The moral philosophers I read sounded a lot like the environmentalists, except they hadn't concluded anything yet. They lamented humanity's lost connection to nature, but said the role of philosophy is in getting people to choose how much culture and nature they want, based on what science and economics tell them will happen. The thing is, science tells us environmental degradation, left unchecked, will ruin all of the cultural advancements we've made. Political theory says that in crowded environments where resources must be tightly controlled, democracy is unlikely: submarines, spaceships and the like are all military dictatorships. So we need to take this into account. But it seems like ethicists are more around to help people figure out what they want than to tell them what they should do. Which makes sense, but it's somewhat disappointing; one discomfiting thing about growing from a child to an adult is becoming your own moral authority, then realizing all our rules were just made up by other adults.

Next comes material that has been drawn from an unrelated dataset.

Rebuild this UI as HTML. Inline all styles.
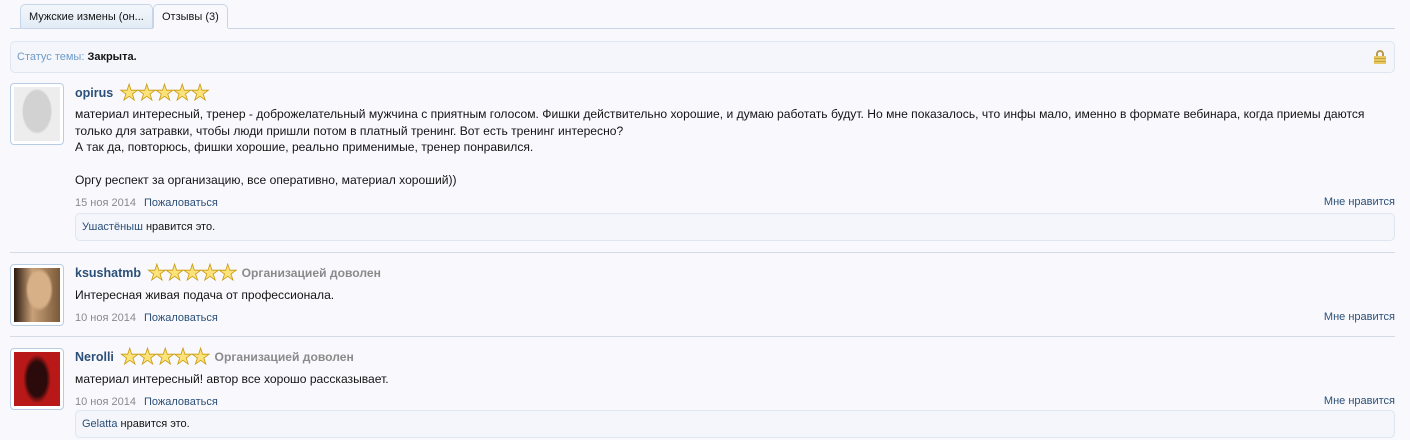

Ethical dilemmas in environmentalism are still possible, like when an elk was stuck in a tar pit in a US national park, and calling out for help before it was ripped to pieces by wolves. The consensus seems to be that humans should alleviate as much suffering that they are responsible for as possible, while respecting the wildness of animals. But what if the elk is from a locally threatened population, reduced by hunting, pushed to this dangerous habitat by encroaching settlement? What about the wolf's right to eat? He may be endangered as well. Merely extending human ethics to wild animals belittles or sabotages the harsh Darwinian realities of wild life, but the suffering that humans cause other animals is complicated and requires consensus built through discussion and moral prioritizing.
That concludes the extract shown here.